WORK TO BE COMPLETED
Write out each line word for word. Drop pictures.

/---

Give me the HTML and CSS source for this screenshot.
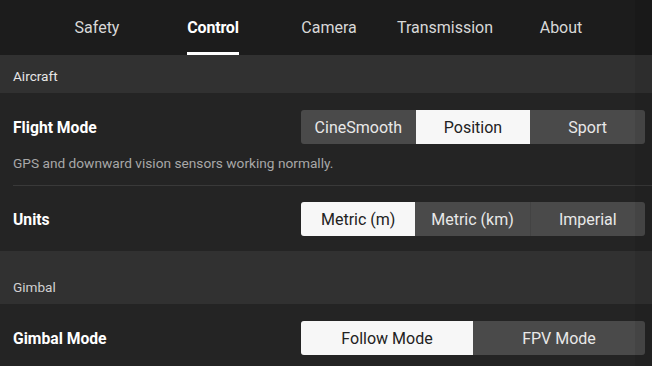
FILE: index.html
```html
<!DOCTYPE html>
<html lang="en">
<head>
<meta charset="UTF-8" />
<title>Control</title>
<link rel="stylesheet" href="styles.css">
</head>
<body>

<div class="tabs">
  <div class="tab">Safety</div>
  <div class="tab active"><span>Control</span></div>
  <div class="tab">Camera</div>
  <div class="tab">Transmission</div>
  <div class="tab">About</div>
</div>

<div class="section-title first">Aircraft</div>

<div class="row flight">
  <div class="row-main">
    <div class="label">Flight Mode</div>
    <div class="seg">
      <div class="seg-item">CineSmooth</div>
      <div class="seg-item on">Position</div>
      <div class="seg-item">Sport</div>
    </div>
  </div>
  <div class="desc">GPS and downward vision sensors working normally.</div>
</div>
<div class="divider"></div>

<div class="row units">
  <div class="row-main">
    <div class="label">Units</div>
    <div class="seg">
      <div class="seg-item on">Metric (m)</div>
      <div class="seg-item">Metric (km)</div>
      <div class="seg-item">Imperial</div>
    </div>
  </div>
</div>

<div class="section-title gimbal">Gimbal</div>

<div class="row">
  <div class="row-main">
    <div class="label">Gimbal Mode</div>
    <div class="seg">
      <div class="seg-item on">Follow Mode</div>
      <div class="seg-item">FPV Mode</div>
    </div>
  </div>
</div>

<div class="edge"></div>

</body>
</html>
```

FILE: styles.css
```css
html, body {
  margin: 0;
  padding: 0;
}
body {
  font-family: Roboto, "Noto Sans", sans-serif;
  background-color: #242424;
  color: #fff;
  width: 652px;
  height: 366px;
  overflow: hidden;
}
.tabs {
  display: flex;
  justify-content: center;
  height: 55px;
  background-color: #1c1c1c;
  padding-left: 6px;
  box-sizing: border-box;
}
.tab {
  width: 116px;
  display: flex;
  justify-content: center;
  align-items: center;
  font-size: 16px;
  color: #d8d8d8;
}
.tab.active span {
  color: #fff;
  font-weight: bold;
  letter-spacing: -0.2px;
  height: 55px;
  line-height: 56px;
  box-sizing: border-box;
  border-bottom: 3px solid #fff;
}
.section-title {
  background-color: #313131;
  font-size: 13.6px;
  line-height: 18px;
  color: #e6e6e6;
  padding: 12px 13px 8px;
}
.section-title.gimbal {
  padding-top: 27px;
  color: #d0d0d0;
}
.row {
  padding: 17px 7px 17px 13px;
}
.row.flight {
  padding-bottom: 13px;
}
.row.units {
  padding-top: 16px;
  padding-bottom: 15px;
}
.row-main {
  display: flex;
  justify-content: space-between;
  align-items: center;
  height: 34px;
}
.label {
  font-size: 15.7px;
  font-weight: bold;
}
.desc {
  margin-top: 10px;
  font-size: 13.7px;
  line-height: 18px;
  color: #a8a8a8;
}
.divider {
  height: 1px;
  margin-left: 13px;
  background-color: #393939;
}
.seg {
  display: flex;
  width: 344px;
  height: 34px;
  border-radius: 3px;
  overflow: hidden;
  background-color: #4a4a4a;
}
.seg-item {
  flex: 1;
  display: flex;
  justify-content: center;
  align-items: center;
  font-size: 16px;
  color: #e8e8e8;
  border-left: 1px solid #434343;
}
.seg-item:first-child {
  border-left: none;
}
.seg-item.on {
  background-color: #f7f7f7;
  color: #222;
  border-left: none;
}
.seg-item.on + .seg-item {
  border-left: none;
}
.edge {
  position: absolute;
  top: 0;
  right: 0;
  width: 17px;
  height: 366px;
  background-color: rgba(0,0,0,0.08);
}
```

\---

THE REPLY
Give me the HTML and CSS source for this screenshot.
FILE: index.html
```html
<!DOCTYPE html>
<html lang="en">
<head>
<meta charset="UTF-8" />
<title>Control</title>
<link rel="stylesheet" href="styles.css">
</head>
<body>

<div class="tabs">
  <div class="tab">Safety</div>
  <div class="tab active"><span>Control</span></div>
  <div class="tab">Camera</div>
  <div class="tab">Transmission</div>
  <div class="tab">About</div>
</div>

<div class="section-title first">Aircraft</div>

<div class="row flight">
  <div class="row-main">
    <div class="label">Flight Mode</div>
    <div class="seg">
      <div class="seg-item">CineSmooth</div>
      <div class="seg-item on">Position</div>
      <div class="seg-item">Sport</div>
    </div>
  </div>
  <div class="desc">GPS and downward vision sensors working normally.</div>
</div>
<div class="divider"></div>

<div class="row units">
  <div class="row-main">
    <div class="label">Units</div>
    <div class="seg">
      <div class="seg-item on">Metric (m)</div>
      <div class="seg-item">Metric (km)</div>
      <div class="seg-item">Imperial</div>
    </div>
  </div>
</div>

<div class="section-title gimbal">Gimbal</div>

<div class="row">
  <div class="row-main">
    <div class="label">Gimbal Mode</div>
    <div class="seg">
      <div class="seg-item on">Follow Mode</div>
      <div class="seg-item">FPV Mode</div>
    </div>
  </div>
</div>

<div class="edge"></div>

</body>
</html>
```

FILE: styles.css
```css
html, body {
  margin: 0;
  padding: 0;
}
body {
  font-family: Roboto, "Noto Sans", sans-serif;
  background-color: #242424;
  color: #fff;
  width: 652px;
  height: 366px;
  overflow: hidden;
}
.tabs {
  display: flex;
  justify-content: center;
  height: 55px;
  background-color: #1c1c1c;
  padding-left: 6px;
  box-sizing: border-box;
}
.tab {
  width: 116px;
  display: flex;
  justify-content: center;
  align-items: center;
  font-size: 16px;
  color: #d8d8d8;
}
.tab.active span {
  color: #fff;
  font-weight: bold;
  letter-spacing: -0.2px;
  height: 55px;
  line-height: 56px;
  box-sizing: border-box;
  border-bottom: 3px solid #fff;
}
.section-title {
  background-color: #313131;
  font-size: 13.6px;
  line-height: 18px;
  color: #e6e6e6;
  padding: 12px 13px 8px;
}
.section-title.gimbal {
  padding-top: 27px;
  color: #d0d0d0;
}
.row {
  padding: 17px 7px 17px 13px;
}
.row.flight {
  padding-bottom: 13px;
}
.row.units {
  padding-top: 16px;
  padding-bottom: 15px;
}
.row-main {
  display: flex;
  justify-content: space-between;
  align-items: center;
  height: 34px;
}
.label {
  font-size: 15.7px;
  font-weight: bold;
}
.desc {
  margin-top: 10px;
  font-size: 13.7px;
  line-height: 18px;
  color: #a8a8a8;
}
.divider {
  height: 1px;
  margin-left: 13px;
  background-color: #393939;
}
.seg {
  display: flex;
  width: 344px;
  height: 34px;
  border-radius: 3px;
  overflow: hidden;
  background-color: #4a4a4a;
}
.seg-item {
  flex: 1;
  display: flex;
  justify-content: center;
  align-items: center;
  font-size: 16px;
  color: #e8e8e8;
  border-left: 1px solid #434343;
}
.seg-item:first-child {
  border-left: none;
}
.seg-item.on {
  background-color: #f7f7f7;
  color: #222;
  border-left: none;
}
.seg-item.on + .seg-item {
  border-left: none;
}
.edge {
  position: absolute;
  top: 0;
  right: 0;
  width: 17px;
  height: 366px;
  background-color: rgba(0,0,0,0.08);
}
```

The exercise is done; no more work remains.